*Data lines*
──────────
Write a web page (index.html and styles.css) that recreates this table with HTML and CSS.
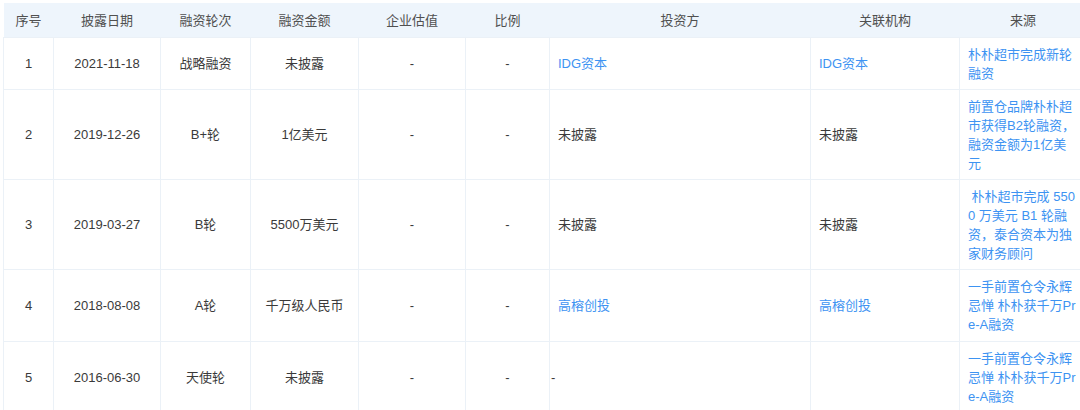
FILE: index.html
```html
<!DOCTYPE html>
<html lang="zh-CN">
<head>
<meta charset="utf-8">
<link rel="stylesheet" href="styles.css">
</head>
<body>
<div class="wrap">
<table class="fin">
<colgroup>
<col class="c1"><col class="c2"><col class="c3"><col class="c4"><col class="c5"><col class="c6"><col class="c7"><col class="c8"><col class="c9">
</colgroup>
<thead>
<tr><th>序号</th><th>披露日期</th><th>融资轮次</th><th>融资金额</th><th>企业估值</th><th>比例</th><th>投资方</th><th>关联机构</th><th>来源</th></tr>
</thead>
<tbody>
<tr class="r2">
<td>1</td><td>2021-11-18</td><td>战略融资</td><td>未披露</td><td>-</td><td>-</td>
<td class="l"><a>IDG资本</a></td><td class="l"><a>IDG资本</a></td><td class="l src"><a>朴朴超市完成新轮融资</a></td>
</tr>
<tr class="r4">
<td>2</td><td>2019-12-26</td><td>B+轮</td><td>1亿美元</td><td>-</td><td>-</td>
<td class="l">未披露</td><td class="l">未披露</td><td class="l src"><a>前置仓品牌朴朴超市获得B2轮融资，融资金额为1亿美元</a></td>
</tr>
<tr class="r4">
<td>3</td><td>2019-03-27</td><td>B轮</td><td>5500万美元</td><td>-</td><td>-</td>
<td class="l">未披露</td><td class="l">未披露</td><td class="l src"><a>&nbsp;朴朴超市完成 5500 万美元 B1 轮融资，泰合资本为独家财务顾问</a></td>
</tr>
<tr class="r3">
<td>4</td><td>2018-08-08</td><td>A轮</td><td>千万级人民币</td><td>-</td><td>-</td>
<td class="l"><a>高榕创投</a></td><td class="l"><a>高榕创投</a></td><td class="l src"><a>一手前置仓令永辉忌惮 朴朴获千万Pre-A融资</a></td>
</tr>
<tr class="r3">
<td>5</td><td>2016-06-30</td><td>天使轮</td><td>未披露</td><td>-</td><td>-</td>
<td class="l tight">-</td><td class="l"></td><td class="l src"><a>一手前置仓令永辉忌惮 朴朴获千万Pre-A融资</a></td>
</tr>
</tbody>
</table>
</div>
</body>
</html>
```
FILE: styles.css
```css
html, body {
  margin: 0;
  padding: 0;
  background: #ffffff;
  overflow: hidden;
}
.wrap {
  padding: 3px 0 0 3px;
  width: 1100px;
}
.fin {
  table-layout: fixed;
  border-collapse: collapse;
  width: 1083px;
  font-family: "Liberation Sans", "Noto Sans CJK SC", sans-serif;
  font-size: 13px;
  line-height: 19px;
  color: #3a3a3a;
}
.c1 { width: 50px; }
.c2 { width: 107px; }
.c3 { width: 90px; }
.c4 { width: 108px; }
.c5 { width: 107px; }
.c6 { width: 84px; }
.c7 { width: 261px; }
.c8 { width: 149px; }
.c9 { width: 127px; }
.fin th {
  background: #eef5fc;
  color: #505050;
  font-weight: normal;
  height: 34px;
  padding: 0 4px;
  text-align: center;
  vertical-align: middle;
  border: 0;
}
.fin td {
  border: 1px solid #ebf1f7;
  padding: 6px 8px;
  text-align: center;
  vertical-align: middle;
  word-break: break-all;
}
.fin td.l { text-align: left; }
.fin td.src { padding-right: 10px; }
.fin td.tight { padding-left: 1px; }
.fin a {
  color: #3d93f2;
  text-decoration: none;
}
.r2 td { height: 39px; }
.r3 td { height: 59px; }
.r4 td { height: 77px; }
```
──────────
*Short task*
Leave the pictures out and output the rest of the listing exactly.

*Written response*
Write a web page (index.html and styles.css) that recreates this table with HTML and CSS.
FILE: index.html
```html
<!DOCTYPE html>
<html lang="zh-CN">
<head>
<meta charset="utf-8">
<link rel="stylesheet" href="styles.css">
</head>
<body>
<div class="wrap">
<table class="fin">
<colgroup>
<col class="c1"><col class="c2"><col class="c3"><col class="c4"><col class="c5"><col class="c6"><col class="c7"><col class="c8"><col class="c9">
</colgroup>
<thead>
<tr><th>序号</th><th>披露日期</th><th>融资轮次</th><th>融资金额</th><th>企业估值</th><th>比例</th><th>投资方</th><th>关联机构</th><th>来源</th></tr>
</thead>
<tbody>
<tr class="r2">
<td>1</td><td>2021-11-18</td><td>战略融资</td><td>未披露</td><td>-</td><td>-</td>
<td class="l"><a>IDG资本</a></td><td class="l"><a>IDG资本</a></td><td class="l src"><a>朴朴超市完成新轮融资</a></td>
</tr>
<tr class="r4">
<td>2</td><td>2019-12-26</td><td>B+轮</td><td>1亿美元</td><td>-</td><td>-</td>
<td class="l">未披露</td><td class="l">未披露</td><td class="l src"><a>前置仓品牌朴朴超市获得B2轮融资，融资金额为1亿美元</a></td>
</tr>
<tr class="r4">
<td>3</td><td>2019-03-27</td><td>B轮</td><td>5500万美元</td><td>-</td><td>-</td>
<td class="l">未披露</td><td class="l">未披露</td><td class="l src"><a>&nbsp;朴朴超市完成 5500 万美元 B1 轮融资，泰合资本为独家财务顾问</a></td>
</tr>
<tr class="r3">
<td>4</td><td>2018-08-08</td><td>A轮</td><td>千万级人民币</td><td>-</td><td>-</td>
<td class="l"><a>高榕创投</a></td><td class="l"><a>高榕创投</a></td><td class="l src"><a>一手前置仓令永辉忌惮 朴朴获千万Pre-A融资</a></td>
</tr>
<tr class="r3">
<td>5</td><td>2016-06-30</td><td>天使轮</td><td>未披露</td><td>-</td><td>-</td>
<td class="l tight">-</td><td class="l"></td><td class="l src"><a>一手前置仓令永辉忌惮 朴朴获千万Pre-A融资</a></td>
</tr>
</tbody>
</table>
</div>
</body>
</html>
```
FILE: styles.css
```css
html, body {
  margin: 0;
  padding: 0;
  background: #ffffff;
  overflow: hidden;
}
.wrap {
  padding: 3px 0 0 3px;
  width: 1100px;
}
.fin {
  table-layout: fixed;
  border-collapse: collapse;
  width: 1083px;
  font-family: "Liberation Sans", "Noto Sans CJK SC", sans-serif;
  font-size: 13px;
  line-height: 19px;
  color: #3a3a3a;
}
.c1 { width: 50px; }
.c2 { width: 107px; }
.c3 { width: 90px; }
.c4 { width: 108px; }
.c5 { width: 107px; }
.c6 { width: 84px; }
.c7 { width: 261px; }
.c8 { width: 149px; }
.c9 { width: 127px; }
.fin th {
  background: #eef5fc;
  color: #505050;
  font-weight: normal;
  height: 34px;
  padding: 0 4px;
  text-align: center;
  vertical-align: middle;
  border: 0;
}
.fin td {
  border: 1px solid #ebf1f7;
  padding: 6px 8px;
  text-align: center;
  vertical-align: middle;
  word-break: break-all;
}
.fin td.l { text-align: left; }
.fin td.src { padding-right: 10px; }
.fin td.tight { padding-left: 1px; }
.fin a {
  color: #3d93f2;
  text-decoration: none;
}
.r2 td { height: 39px; }
.r3 td { height: 59px; }
.r4 td { height: 77px; }
```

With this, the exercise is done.